Maxwell-Stefan diffusivities in liquid mixtures: Using molecular dynamics for testing model predictions

Multicomponent diffusion is ubiquitous in (bio)chemical processes. The Maxwell-Stefan (M-S) framework provides a sound theoretical basis for describing transport diffusion as it correctly accounts for the gradient in chemical potential as driving force. Unfortunately, M-S diffusivities Đij cannot be measured directly in experiments. The use of predictive models based on easily measurable quantities like Fick- or self-diffusivities in diluted systems is therefore desirable. In this study, equilibrium molecular dynamics (EMD) simulations are used to study M-S diffusivities in liquid mixtures containing n-hexane, cyclohexane and/or toluene. Predictive models for estimating M-S diffusivities Đijxk→1 in ternary systems are investigated. The following analysis are carried out. First, these predictive models are used to calculate the self-diffusivity in the infinite dilution limit using the well-known Vignes approximation. The predicted self-diffusivity is compared to the self-diffusivity directly calculated from EMD simulations. Second, we investigated the quality of the Vignes approximation using diffusivities obtained from EMD simulations. Third, we directly compared the predictive models for Đijxk→1 with EMD simulations.
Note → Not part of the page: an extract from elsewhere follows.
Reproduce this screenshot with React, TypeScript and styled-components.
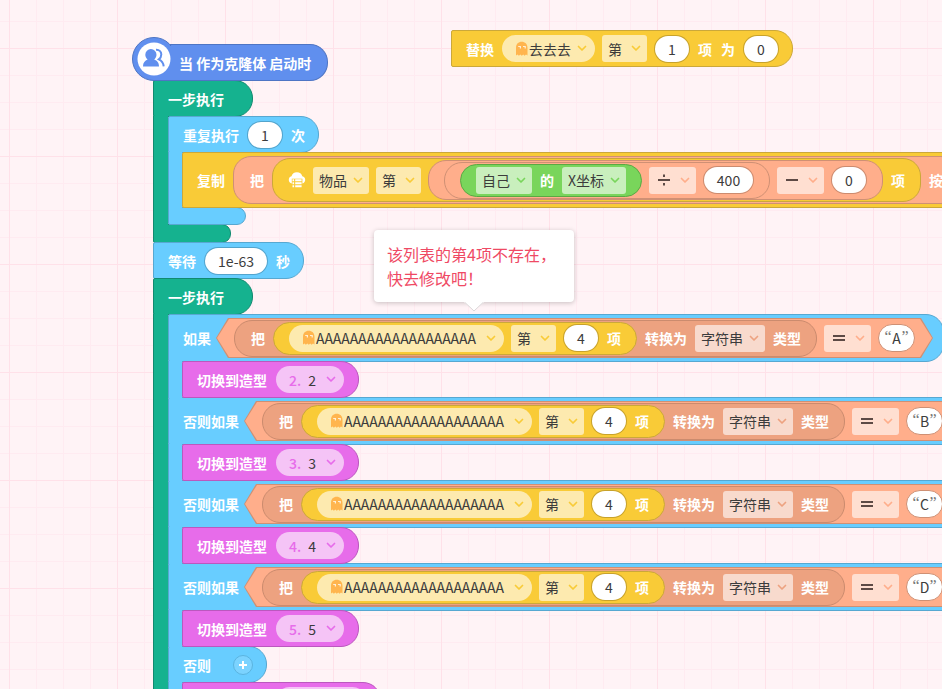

Our results show that: (1) predicted self-diffusivities are not very sensitive to the choice of the predictive model for Đijxk→1; (2) the Vignes equation results in only reasonable predictions for M-S diffusivities, yielding errors of 13% on average; (3) the interaction between solutes and solvent cannot be neglected in predictive models for Đijxk→1; (4) present predictive models for calculating Đijxk→1 from binary data results in errors of 8% for the systems under investigation.